▶ _EXERCISE REQUIREMENTS_
Copy out the entries in full and with complete accuracy; pictures are excluded.

▶ _SOURCE DATA_
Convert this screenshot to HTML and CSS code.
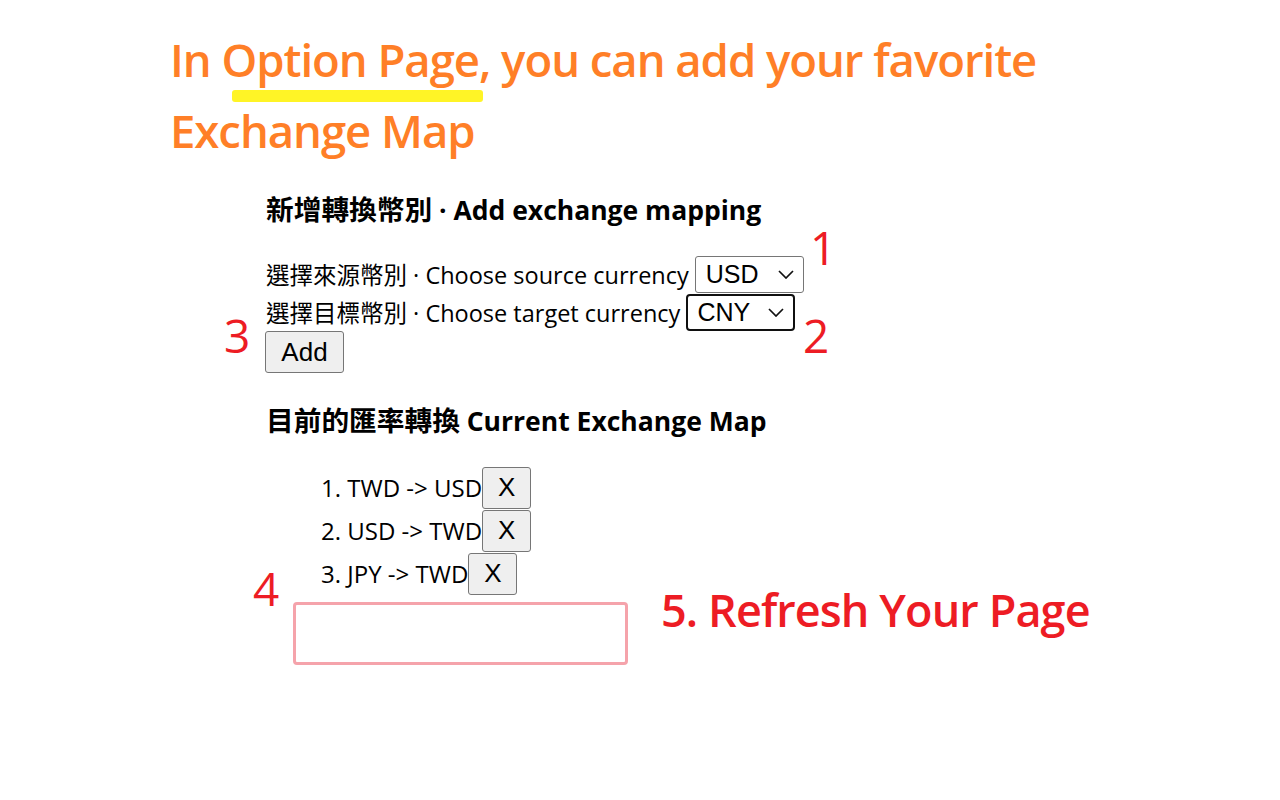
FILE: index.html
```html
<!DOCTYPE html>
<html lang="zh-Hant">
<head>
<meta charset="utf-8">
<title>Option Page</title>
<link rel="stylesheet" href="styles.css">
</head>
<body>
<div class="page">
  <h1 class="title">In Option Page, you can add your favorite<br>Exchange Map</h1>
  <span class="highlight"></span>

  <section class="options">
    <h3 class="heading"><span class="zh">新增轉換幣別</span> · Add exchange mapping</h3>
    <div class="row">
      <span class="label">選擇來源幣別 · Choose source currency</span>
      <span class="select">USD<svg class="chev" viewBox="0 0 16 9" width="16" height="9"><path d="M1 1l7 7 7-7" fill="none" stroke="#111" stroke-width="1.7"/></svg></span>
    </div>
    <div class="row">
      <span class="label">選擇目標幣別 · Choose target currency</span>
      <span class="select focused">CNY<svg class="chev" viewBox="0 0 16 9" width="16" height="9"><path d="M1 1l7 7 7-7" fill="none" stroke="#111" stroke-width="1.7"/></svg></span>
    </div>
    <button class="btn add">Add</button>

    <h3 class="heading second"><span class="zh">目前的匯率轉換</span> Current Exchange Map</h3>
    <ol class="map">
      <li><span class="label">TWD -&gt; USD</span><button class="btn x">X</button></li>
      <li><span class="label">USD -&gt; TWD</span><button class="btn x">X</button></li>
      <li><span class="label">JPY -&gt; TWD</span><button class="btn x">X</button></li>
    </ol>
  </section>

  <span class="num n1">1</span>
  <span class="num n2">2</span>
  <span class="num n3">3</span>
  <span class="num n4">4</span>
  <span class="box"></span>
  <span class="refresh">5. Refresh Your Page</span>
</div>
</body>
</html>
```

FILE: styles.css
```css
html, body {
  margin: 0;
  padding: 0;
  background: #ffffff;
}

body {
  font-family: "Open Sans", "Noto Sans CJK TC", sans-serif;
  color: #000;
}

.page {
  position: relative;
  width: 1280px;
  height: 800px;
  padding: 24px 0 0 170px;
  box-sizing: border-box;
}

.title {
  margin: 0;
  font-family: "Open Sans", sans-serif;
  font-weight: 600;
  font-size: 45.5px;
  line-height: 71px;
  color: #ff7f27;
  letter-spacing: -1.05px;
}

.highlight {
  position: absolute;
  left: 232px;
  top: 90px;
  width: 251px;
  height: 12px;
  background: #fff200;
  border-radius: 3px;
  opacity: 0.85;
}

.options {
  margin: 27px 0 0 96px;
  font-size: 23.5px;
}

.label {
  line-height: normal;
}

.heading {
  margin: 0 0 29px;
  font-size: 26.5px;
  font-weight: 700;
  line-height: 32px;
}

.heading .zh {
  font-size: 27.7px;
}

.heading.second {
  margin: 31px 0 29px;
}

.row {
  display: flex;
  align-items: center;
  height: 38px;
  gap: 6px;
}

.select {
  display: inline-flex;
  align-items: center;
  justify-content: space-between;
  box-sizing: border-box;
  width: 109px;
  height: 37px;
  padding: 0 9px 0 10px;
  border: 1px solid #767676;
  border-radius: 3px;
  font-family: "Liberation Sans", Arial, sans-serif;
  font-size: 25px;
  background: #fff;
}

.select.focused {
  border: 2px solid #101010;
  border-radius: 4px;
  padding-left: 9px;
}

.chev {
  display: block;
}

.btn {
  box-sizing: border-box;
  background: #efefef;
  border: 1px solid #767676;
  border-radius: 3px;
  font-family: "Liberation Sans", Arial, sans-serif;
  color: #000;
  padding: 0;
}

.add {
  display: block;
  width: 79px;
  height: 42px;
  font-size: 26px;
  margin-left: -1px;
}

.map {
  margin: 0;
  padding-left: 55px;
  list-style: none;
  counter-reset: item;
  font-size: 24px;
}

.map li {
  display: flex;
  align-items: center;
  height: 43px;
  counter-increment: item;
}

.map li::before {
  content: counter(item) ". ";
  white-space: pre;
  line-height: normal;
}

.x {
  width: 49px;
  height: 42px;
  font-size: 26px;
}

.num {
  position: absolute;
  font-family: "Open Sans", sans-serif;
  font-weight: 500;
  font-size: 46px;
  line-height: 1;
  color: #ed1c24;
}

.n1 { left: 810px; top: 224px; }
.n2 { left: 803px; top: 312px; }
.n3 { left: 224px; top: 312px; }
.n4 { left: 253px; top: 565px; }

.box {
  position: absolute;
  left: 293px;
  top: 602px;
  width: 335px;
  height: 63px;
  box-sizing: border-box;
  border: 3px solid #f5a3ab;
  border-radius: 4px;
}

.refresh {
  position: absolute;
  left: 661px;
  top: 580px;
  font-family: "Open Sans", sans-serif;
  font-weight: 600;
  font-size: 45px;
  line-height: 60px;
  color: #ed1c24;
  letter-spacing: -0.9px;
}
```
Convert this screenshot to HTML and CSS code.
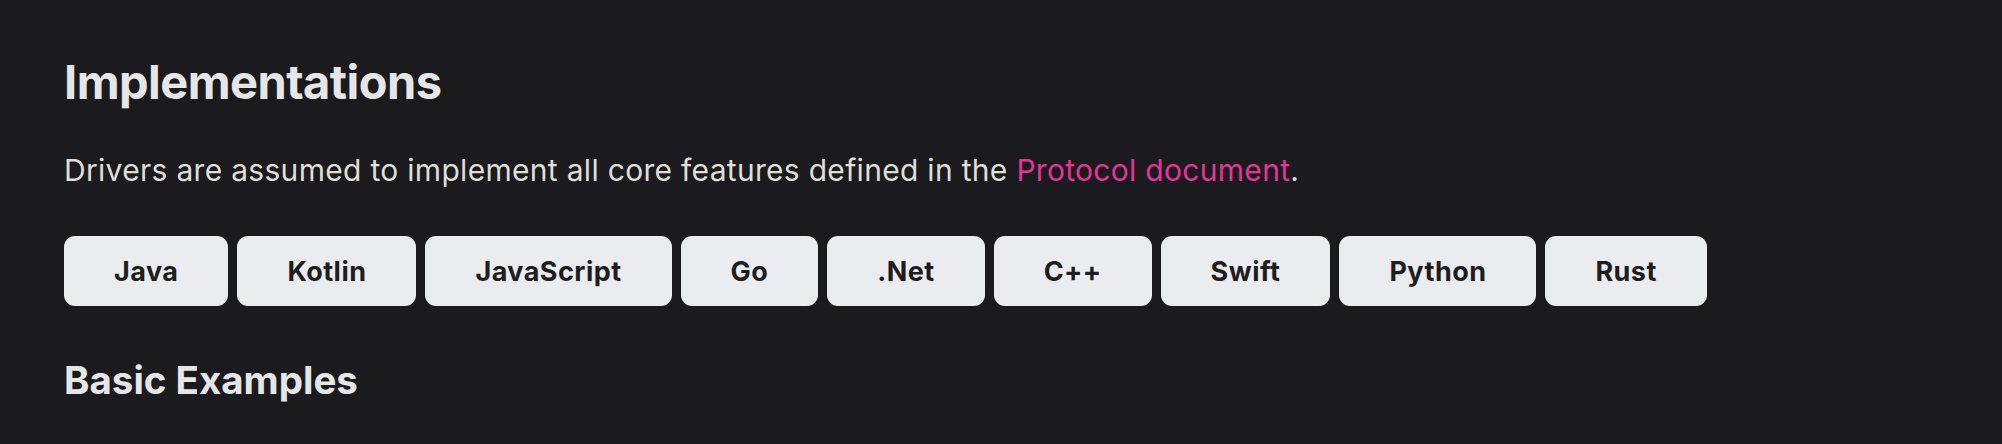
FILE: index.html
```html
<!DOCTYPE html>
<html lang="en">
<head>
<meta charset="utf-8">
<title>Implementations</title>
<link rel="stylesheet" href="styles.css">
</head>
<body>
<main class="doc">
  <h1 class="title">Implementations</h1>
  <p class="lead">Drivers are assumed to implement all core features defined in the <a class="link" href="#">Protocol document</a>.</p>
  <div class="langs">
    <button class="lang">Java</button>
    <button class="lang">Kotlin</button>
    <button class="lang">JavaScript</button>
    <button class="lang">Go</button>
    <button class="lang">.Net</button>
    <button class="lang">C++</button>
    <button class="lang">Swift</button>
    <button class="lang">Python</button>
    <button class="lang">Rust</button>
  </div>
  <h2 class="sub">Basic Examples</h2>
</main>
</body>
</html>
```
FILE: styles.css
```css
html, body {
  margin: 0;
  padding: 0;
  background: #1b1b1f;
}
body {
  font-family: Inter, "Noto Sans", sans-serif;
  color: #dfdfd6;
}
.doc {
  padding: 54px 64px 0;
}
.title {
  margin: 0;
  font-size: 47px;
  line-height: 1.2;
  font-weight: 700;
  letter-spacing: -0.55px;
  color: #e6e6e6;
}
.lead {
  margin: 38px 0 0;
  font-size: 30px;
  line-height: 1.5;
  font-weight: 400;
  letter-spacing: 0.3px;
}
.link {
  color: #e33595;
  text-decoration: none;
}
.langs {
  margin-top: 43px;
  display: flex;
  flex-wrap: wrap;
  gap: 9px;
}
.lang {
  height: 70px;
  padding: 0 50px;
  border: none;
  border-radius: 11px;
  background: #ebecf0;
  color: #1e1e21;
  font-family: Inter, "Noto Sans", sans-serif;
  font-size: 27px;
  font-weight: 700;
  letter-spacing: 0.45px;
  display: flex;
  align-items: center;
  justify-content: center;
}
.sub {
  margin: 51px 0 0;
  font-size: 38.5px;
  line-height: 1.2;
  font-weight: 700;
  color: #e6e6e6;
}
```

▶ _REPLY_
Convert this screenshot to HTML and CSS code.
FILE: index.html
```html
<!DOCTYPE html>
<html lang="zh-Hant">
<head>
<meta charset="utf-8">
<title>Option Page</title>
<link rel="stylesheet" href="styles.css">
</head>
<body>
<div class="page">
  <h1 class="title">In Option Page, you can add your favorite<br>Exchange Map</h1>
  <span class="highlight"></span>

  <section class="options">
    <h3 class="heading"><span class="zh">新增轉換幣別</span> · Add exchange mapping</h3>
    <div class="row">
      <span class="label">選擇來源幣別 · Choose source currency</span>
      <span class="select">USD<svg class="chev" viewBox="0 0 16 9" width="16" height="9"><path d="M1 1l7 7 7-7" fill="none" stroke="#111" stroke-width="1.7"/></svg></span>
    </div>
    <div class="row">
      <span class="label">選擇目標幣別 · Choose target currency</span>
      <span class="select focused">CNY<svg class="chev" viewBox="0 0 16 9" width="16" height="9"><path d="M1 1l7 7 7-7" fill="none" stroke="#111" stroke-width="1.7"/></svg></span>
    </div>
    <button class="btn add">Add</button>

    <h3 class="heading second"><span class="zh">目前的匯率轉換</span> Current Exchange Map</h3>
    <ol class="map">
      <li><span class="label">TWD -&gt; USD</span><button class="btn x">X</button></li>
      <li><span class="label">USD -&gt; TWD</span><button class="btn x">X</button></li>
      <li><span class="label">JPY -&gt; TWD</span><button class="btn x">X</button></li>
    </ol>
  </section>

  <span class="num n1">1</span>
  <span class="num n2">2</span>
  <span class="num n3">3</span>
  <span class="num n4">4</span>
  <span class="box"></span>
  <span class="refresh">5. Refresh Your Page</span>
</div>
</body>
</html>
```

FILE: styles.css
```css
html, body {
  margin: 0;
  padding: 0;
  background: #ffffff;
}

body {
  font-family: "Open Sans", "Noto Sans CJK TC", sans-serif;
  color: #000;
}

.page {
  position: relative;
  width: 1280px;
  height: 800px;
  padding: 24px 0 0 170px;
  box-sizing: border-box;
}

.title {
  margin: 0;
  font-family: "Open Sans", sans-serif;
  font-weight: 600;
  font-size: 45.5px;
  line-height: 71px;
  color: #ff7f27;
  letter-spacing: -1.05px;
}

.highlight {
  position: absolute;
  left: 232px;
  top: 90px;
  width: 251px;
  height: 12px;
  background: #fff200;
  border-radius: 3px;
  opacity: 0.85;
}

.options {
  margin: 27px 0 0 96px;
  font-size: 23.5px;
}

.label {
  line-height: normal;
}

.heading {
  margin: 0 0 29px;
  font-size: 26.5px;
  font-weight: 700;
  line-height: 32px;
}

.heading .zh {
  font-size: 27.7px;
}

.heading.second {
  margin: 31px 0 29px;
}

.row {
  display: flex;
  align-items: center;
  height: 38px;
  gap: 6px;
}

.select {
  display: inline-flex;
  align-items: center;
  justify-content: space-between;
  box-sizing: border-box;
  width: 109px;
  height: 37px;
  padding: 0 9px 0 10px;
  border: 1px solid #767676;
  border-radius: 3px;
  font-family: "Liberation Sans", Arial, sans-serif;
  font-size: 25px;
  background: #fff;
}

.select.focused {
  border: 2px solid #101010;
  border-radius: 4px;
  padding-left: 9px;
}

.chev {
  display: block;
}

.btn {
  box-sizing: border-box;
  background: #efefef;
  border: 1px solid #767676;
  border-radius: 3px;
  font-family: "Liberation Sans", Arial, sans-serif;
  color: #000;
  padding: 0;
}

.add {
  display: block;
  width: 79px;
  height: 42px;
  font-size: 26px;
  margin-left: -1px;
}

.map {
  margin: 0;
  padding-left: 55px;
  list-style: none;
  counter-reset: item;
  font-size: 24px;
}

.map li {
  display: flex;
  align-items: center;
  height: 43px;
  counter-increment: item;
}

.map li::before {
  content: counter(item) ". ";
  white-space: pre;
  line-height: normal;
}

.x {
  width: 49px;
  height: 42px;
  font-size: 26px;
}

.num {
  position: absolute;
  font-family: "Open Sans", sans-serif;
  font-weight: 500;
  font-size: 46px;
  line-height: 1;
  color: #ed1c24;
}

.n1 { left: 810px; top: 224px; }
.n2 { left: 803px; top: 312px; }
.n3 { left: 224px; top: 312px; }
.n4 { left: 253px; top: 565px; }

.box {
  position: absolute;
  left: 293px;
  top: 602px;
  width: 335px;
  height: 63px;
  box-sizing: border-box;
  border: 3px solid #f5a3ab;
  border-radius: 4px;
}

.refresh {
  position: absolute;
  left: 661px;
  top: 580px;
  font-family: "Open Sans", sans-serif;
  font-weight: 600;
  font-size: 45px;
  line-height: 60px;
  color: #ed1c24;
  letter-spacing: -0.9px;
}
```
Convert this screenshot to HTML and CSS code.
FILE: index.html
```html
<!DOCTYPE html>
<html lang="en">
<head>
<meta charset="utf-8">
<title>Implementations</title>
<link rel="stylesheet" href="styles.css">
</head>
<body>
<main class="doc">
  <h1 class="title">Implementations</h1>
  <p class="lead">Drivers are assumed to implement all core features defined in the <a class="link" href="#">Protocol document</a>.</p>
  <div class="langs">
    <button class="lang">Java</button>
    <button class="lang">Kotlin</button>
    <button class="lang">JavaScript</button>
    <button class="lang">Go</button>
    <button class="lang">.Net</button>
    <button class="lang">C++</button>
    <button class="lang">Swift</button>
    <button class="lang">Python</button>
    <button class="lang">Rust</button>
  </div>
  <h2 class="sub">Basic Examples</h2>
</main>
</body>
</html>
```
FILE: styles.css
```css
html, body {
  margin: 0;
  padding: 0;
  background: #1b1b1f;
}
body {
  font-family: Inter, "Noto Sans", sans-serif;
  color: #dfdfd6;
}
.doc {
  padding: 54px 64px 0;
}
.title {
  margin: 0;
  font-size: 47px;
  line-height: 1.2;
  font-weight: 700;
  letter-spacing: -0.55px;
  color: #e6e6e6;
}
.lead {
  margin: 38px 0 0;
  font-size: 30px;
  line-height: 1.5;
  font-weight: 400;
  letter-spacing: 0.3px;
}
.link {
  color: #e33595;
  text-decoration: none;
}
.langs {
  margin-top: 43px;
  display: flex;
  flex-wrap: wrap;
  gap: 9px;
}
.lang {
  height: 70px;
  padding: 0 50px;
  border: none;
  border-radius: 11px;
  background: #ebecf0;
  color: #1e1e21;
  font-family: Inter, "Noto Sans", sans-serif;
  font-size: 27px;
  font-weight: 700;
  letter-spacing: 0.45px;
  display: flex;
  align-items: center;
  justify-content: center;
}
.sub {
  margin: 51px 0 0;
  font-size: 38.5px;
  line-height: 1.2;
  font-weight: 700;
  color: #e6e6e6;
}
```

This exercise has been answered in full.